------ SOURCE MATERIAL ------

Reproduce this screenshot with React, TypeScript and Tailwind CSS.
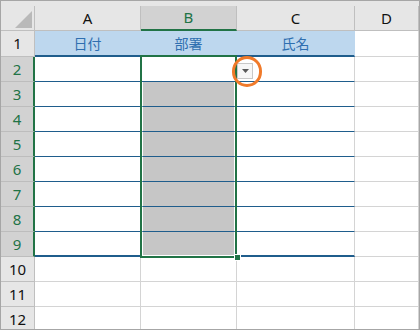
import React from "react";

const COLS = [
  { key: "A", w: "w-[106px]" },
  { key: "B", w: "w-[96px]" },
  { key: "C", w: "w-[118px]" },
  { key: "D", w: "w-[64px]" },
];

const HEAD_TEXT: Record<string, string> = { A: "日付", B: "部署", C: "氏名" };

const FONT = { fontFamily: '"Noto Sans", "Liberation Sans", sans-serif' };
const JP = { fontFamily: '"Noto Sans CJK JP", "Noto Sans", sans-serif' };

function cellClass(r: number, c: string): string {
  if (r === 1) {
    if (c === "D") return "bg-white border-r border-b border-[#d4d4d4]";
    return "bg-[#bdd7ee] border-r border-r-[#bdd7ee] border-b-2 border-b-[#1f5d8c]";
  }
  if (r >= 2 && r <= 9) {
    if (c === "D") return "bg-white border-r border-b border-[#d4d4d4]";
    if (c === "B" && r >= 3) {
      return r === 9
        ? "bg-[#c6c6c6] border-l-2 border-l-white border-r-[3px] border-r-white border-b-2 border-b-white"
        : "bg-[#c6c6c6] border-l-2 border-l-white border-r-[3px] border-r-white border-b border-b-[#1f5d8c]";
    }
    return r === 9
      ? "bg-white border-r border-r-[#d4d4d4] border-b-2 border-b-[#1f5d8c]"
      : "bg-white border-r border-r-[#d4d4d4] border-b border-b-[#1f5d8c]";
  }
  return "bg-white border-r border-b border-[#d4d4d4]";
}

export default function App() {
  const rows = Array.from({ length: 12 }, (_, i) => i + 1);
  return (
    <div className="p-0 m-0">
      <div
        className="relative w-[420px] h-[330px] overflow-hidden border border-[#a6a6a6] bg-white"
        style={FONT}
      >
        {/* top strip */}
        <div className="h-[5px] bg-[#e6e6e6]" />
        {/* column header row */}
        <div className="flex h-[25px]">
          <div className="w-[34px] shrink-0 bg-[#e6e6e6] border-r border-b border-[#bfbfbf] flex items-end justify-end pr-[2px] pb-[2px]">
            <svg width="17" height="17" viewBox="0 0 17 17">
              <polygon points="17,0 17,17 0,17" fill="#b9b9b9" />
            </svg>
          </div>
          {COLS.map((c) => (
            <div
              key={c.key}
              className={
                c.key === "B"
                  ? `${c.w} shrink-0 bg-[#d2d2d2] border-r border-r-[#bfbfbf] border-b-2 border-b-[#217346] text-[#217346] flex items-center justify-center text-[15px]`
                  : `${c.w} shrink-0 bg-[#e6e6e6] border-r border-b border-[#bfbfbf] text-[#111] flex items-center justify-center text-[15px]`
              }
            >
              {c.key}
            </div>
          ))}
        </div>
        {rows.map((r) => {
          const sel = r >= 2 && r <= 9;
          return (
            <div key={r} className={r === 1 ? "flex h-[26px]" : "flex h-[25px]"}>
              <div
                className={
                  sel
                    ? "w-[34px] shrink-0 bg-[#d2d2d2] text-[#217346] border-r-2 border-r-[#217346] border-b border-b-[#bdbdbd] flex items-center justify-center text-[15px]"
                    : "w-[34px] shrink-0 bg-[#e6e6e6] text-[#111] border-r border-b border-[#bfbfbf] flex items-center justify-center text-[15px]"
                }
              >
                {r}
              </div>
              {COLS.map((c) => (
                <div
                  key={c.key}
                  className={`${c.w} shrink-0 ${cellClass(r, c.key)} flex items-center justify-center`}
                >
                  {r === 1 && HEAD_TEXT[c.key] ? (
                    <span className="text-[14px] text-[#2f6fb0]" style={JP}>
                      {HEAD_TEXT[c.key]}
                    </span>
                  ) : null}
                </div>
              ))}
            </div>
          );
        })}

        {/* selection border */}
        <div className="absolute left-[139px] top-[54px] w-[97px] h-[203px] border-2 border-[#217346] pointer-events-none" />
        {/* fill handle */}
        <div className="absolute left-[233px] top-[253px] w-[7px] h-[7px] bg-[#217346] border border-white" />
        {/* dropdown button */}
        <div className="absolute left-[236px] top-[62px] w-[16px] h-[16px] bg-[#f7f7f7] border border-[#c8c8c8] flex items-center justify-center">
          <svg width="7" height="4" viewBox="0 0 7 4">
            <polygon points="0,0 7,0 3.5,4" fill="#595959" />
          </svg>
        </div>
        {/* highlight circle */}
        <div className="absolute left-[231px] top-[55px] w-[30px] h-[31px] rounded-full border-[3px] border-[#f07a2a]" />
      </div>
    </div>
  );
}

------

GOAL: Skip the pictures, then retype every line above exactly.

SOLUTION FOR THIS EXERCISE:
Reproduce this screenshot with React, TypeScript and Tailwind CSS.
import React from "react";

const COLS = [
  { key: "A", w: "w-[106px]" },
  { key: "B", w: "w-[96px]" },
  { key: "C", w: "w-[118px]" },
  { key: "D", w: "w-[64px]" },
];

const HEAD_TEXT: Record<string, string> = { A: "日付", B: "部署", C: "氏名" };

const FONT = { fontFamily: '"Noto Sans", "Liberation Sans", sans-serif' };
const JP = { fontFamily: '"Noto Sans CJK JP", "Noto Sans", sans-serif' };

function cellClass(r: number, c: string): string {
  if (r === 1) {
    if (c === "D") return "bg-white border-r border-b border-[#d4d4d4]";
    return "bg-[#bdd7ee] border-r border-r-[#bdd7ee] border-b-2 border-b-[#1f5d8c]";
  }
  if (r >= 2 && r <= 9) {
    if (c === "D") return "bg-white border-r border-b border-[#d4d4d4]";
    if (c === "B" && r >= 3) {
      return r === 9
        ? "bg-[#c6c6c6] border-l-2 border-l-white border-r-[3px] border-r-white border-b-2 border-b-white"
        : "bg-[#c6c6c6] border-l-2 border-l-white border-r-[3px] border-r-white border-b border-b-[#1f5d8c]";
    }
    return r === 9
      ? "bg-white border-r border-r-[#d4d4d4] border-b-2 border-b-[#1f5d8c]"
      : "bg-white border-r border-r-[#d4d4d4] border-b border-b-[#1f5d8c]";
  }
  return "bg-white border-r border-b border-[#d4d4d4]";
}

export default function App() {
  const rows = Array.from({ length: 12 }, (_, i) => i + 1);
  return (
    <div className="p-0 m-0">
      <div
        className="relative w-[420px] h-[330px] overflow-hidden border border-[#a6a6a6] bg-white"
        style={FONT}
      >
        {/* top strip */}
        <div className="h-[5px] bg-[#e6e6e6]" />
        {/* column header row */}
        <div className="flex h-[25px]">
          <div className="w-[34px] shrink-0 bg-[#e6e6e6] border-r border-b border-[#bfbfbf] flex items-end justify-end pr-[2px] pb-[2px]">
            <svg width="17" height="17" viewBox="0 0 17 17">
              <polygon points="17,0 17,17 0,17" fill="#b9b9b9" />
            </svg>
          </div>
          {COLS.map((c) => (
            <div
              key={c.key}
              className={
                c.key === "B"
                  ? `${c.w} shrink-0 bg-[#d2d2d2] border-r border-r-[#bfbfbf] border-b-2 border-b-[#217346] text-[#217346] flex items-center justify-center text-[15px]`
                  : `${c.w} shrink-0 bg-[#e6e6e6] border-r border-b border-[#bfbfbf] text-[#111] flex items-center justify-center text-[15px]`
              }
            >
              {c.key}
            </div>
          ))}
        </div>
        {rows.map((r) => {
          const sel = r >= 2 && r <= 9;
          return (
            <div key={r} className={r === 1 ? "flex h-[26px]" : "flex h-[25px]"}>
              <div
                className={
                  sel
                    ? "w-[34px] shrink-0 bg-[#d2d2d2] text-[#217346] border-r-2 border-r-[#217346] border-b border-b-[#bdbdbd] flex items-center justify-center text-[15px]"
                    : "w-[34px] shrink-0 bg-[#e6e6e6] text-[#111] border-r border-b border-[#bfbfbf] flex items-center justify-center text-[15px]"
                }
              >
                {r}
              </div>
              {COLS.map((c) => (
                <div
                  key={c.key}
                  className={`${c.w} shrink-0 ${cellClass(r, c.key)} flex items-center justify-center`}
                >
                  {r === 1 && HEAD_TEXT[c.key] ? (
                    <span className="text-[14px] text-[#2f6fb0]" style={JP}>
                      {HEAD_TEXT[c.key]}
                    </span>
                  ) : null}
                </div>
              ))}
            </div>
          );
        })}

        {/* selection border */}
        <div className="absolute left-[139px] top-[54px] w-[97px] h-[203px] border-2 border-[#217346] pointer-events-none" />
        {/* fill handle */}
        <div className="absolute left-[233px] top-[253px] w-[7px] h-[7px] bg-[#217346] border border-white" />
        {/* dropdown button */}
        <div className="absolute left-[236px] top-[62px] w-[16px] h-[16px] bg-[#f7f7f7] border border-[#c8c8c8] flex items-center justify-center">
          <svg width="7" height="4" viewBox="0 0 7 4">
            <polygon points="0,0 7,0 3.5,4" fill="#595959" />
          </svg>
        </div>
        {/* highlight circle */}
        <div className="absolute left-[231px] top-[55px] w-[30px] h-[31px] rounded-full border-[3px] border-[#f07a2a]" />
      </div>
    </div>
  );
}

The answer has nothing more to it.